_INSTRUCTIONS FOR THE TASK_:
Filter out everything except lines holding "this".
════════
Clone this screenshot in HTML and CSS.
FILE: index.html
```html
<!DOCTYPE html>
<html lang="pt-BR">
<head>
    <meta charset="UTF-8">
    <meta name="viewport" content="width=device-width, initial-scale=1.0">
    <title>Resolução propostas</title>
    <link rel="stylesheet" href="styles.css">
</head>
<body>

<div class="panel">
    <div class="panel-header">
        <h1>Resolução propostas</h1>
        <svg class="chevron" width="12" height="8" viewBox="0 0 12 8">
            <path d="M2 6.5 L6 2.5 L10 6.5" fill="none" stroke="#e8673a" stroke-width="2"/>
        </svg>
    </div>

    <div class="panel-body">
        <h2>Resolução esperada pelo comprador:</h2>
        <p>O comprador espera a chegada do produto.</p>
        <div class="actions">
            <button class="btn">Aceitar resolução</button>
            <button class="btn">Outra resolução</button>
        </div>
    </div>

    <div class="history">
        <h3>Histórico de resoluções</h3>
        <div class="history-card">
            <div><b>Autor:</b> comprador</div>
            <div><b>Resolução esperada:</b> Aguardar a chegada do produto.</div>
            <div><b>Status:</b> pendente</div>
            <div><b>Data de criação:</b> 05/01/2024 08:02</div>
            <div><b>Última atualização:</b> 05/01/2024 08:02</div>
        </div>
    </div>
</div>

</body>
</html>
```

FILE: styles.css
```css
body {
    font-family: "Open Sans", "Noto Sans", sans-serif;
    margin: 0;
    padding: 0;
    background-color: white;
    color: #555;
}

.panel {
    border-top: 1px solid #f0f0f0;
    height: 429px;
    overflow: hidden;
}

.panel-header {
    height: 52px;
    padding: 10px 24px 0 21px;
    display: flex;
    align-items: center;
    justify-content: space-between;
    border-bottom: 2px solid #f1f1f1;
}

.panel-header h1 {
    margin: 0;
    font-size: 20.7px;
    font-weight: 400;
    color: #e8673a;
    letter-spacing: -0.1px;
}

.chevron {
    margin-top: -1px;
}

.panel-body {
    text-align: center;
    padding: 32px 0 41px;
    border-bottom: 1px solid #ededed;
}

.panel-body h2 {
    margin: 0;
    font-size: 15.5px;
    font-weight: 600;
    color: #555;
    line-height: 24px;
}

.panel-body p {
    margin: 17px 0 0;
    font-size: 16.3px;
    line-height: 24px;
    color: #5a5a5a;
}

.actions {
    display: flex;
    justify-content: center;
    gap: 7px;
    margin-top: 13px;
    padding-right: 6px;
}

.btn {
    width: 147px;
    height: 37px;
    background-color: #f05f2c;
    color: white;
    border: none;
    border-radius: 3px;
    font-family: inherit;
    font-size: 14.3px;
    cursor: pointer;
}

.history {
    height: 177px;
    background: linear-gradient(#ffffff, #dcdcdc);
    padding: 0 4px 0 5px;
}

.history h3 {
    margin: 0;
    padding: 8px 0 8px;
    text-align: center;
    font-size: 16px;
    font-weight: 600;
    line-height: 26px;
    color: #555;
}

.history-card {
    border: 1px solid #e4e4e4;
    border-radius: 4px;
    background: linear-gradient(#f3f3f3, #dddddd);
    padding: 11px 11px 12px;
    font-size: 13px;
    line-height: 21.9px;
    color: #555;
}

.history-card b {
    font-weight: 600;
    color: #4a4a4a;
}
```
════════
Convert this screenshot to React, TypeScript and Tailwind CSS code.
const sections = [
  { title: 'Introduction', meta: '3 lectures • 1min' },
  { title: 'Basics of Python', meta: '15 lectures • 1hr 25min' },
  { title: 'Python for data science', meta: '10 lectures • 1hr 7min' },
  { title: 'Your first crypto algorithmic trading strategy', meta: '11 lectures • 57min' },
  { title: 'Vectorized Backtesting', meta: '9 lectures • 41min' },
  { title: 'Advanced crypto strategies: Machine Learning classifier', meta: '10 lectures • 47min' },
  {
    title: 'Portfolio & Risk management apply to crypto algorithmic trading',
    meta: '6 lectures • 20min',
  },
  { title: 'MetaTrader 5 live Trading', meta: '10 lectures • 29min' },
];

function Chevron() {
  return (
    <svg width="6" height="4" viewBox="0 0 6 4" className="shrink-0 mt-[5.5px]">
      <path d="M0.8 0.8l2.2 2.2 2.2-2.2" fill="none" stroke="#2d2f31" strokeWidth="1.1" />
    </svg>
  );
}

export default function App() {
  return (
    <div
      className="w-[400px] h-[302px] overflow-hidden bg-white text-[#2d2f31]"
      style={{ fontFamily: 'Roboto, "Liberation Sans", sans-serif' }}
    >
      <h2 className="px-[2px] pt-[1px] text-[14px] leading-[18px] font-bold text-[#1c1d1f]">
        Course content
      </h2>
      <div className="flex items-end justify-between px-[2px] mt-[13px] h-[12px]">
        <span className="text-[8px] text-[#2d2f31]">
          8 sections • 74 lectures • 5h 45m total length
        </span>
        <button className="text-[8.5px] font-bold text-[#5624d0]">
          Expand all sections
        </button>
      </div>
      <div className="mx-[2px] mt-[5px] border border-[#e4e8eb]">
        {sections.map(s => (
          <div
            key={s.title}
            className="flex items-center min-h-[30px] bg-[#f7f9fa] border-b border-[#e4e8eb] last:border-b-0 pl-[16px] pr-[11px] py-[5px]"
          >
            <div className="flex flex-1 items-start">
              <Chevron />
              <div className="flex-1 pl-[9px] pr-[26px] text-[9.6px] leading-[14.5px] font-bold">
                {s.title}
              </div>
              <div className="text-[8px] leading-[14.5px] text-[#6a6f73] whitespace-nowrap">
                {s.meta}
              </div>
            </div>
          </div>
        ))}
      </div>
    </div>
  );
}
════════
_RESPONSE_:
Clone this screenshot in HTML and CSS.
Convert this screenshot to React, TypeScript and Tailwind CSS code.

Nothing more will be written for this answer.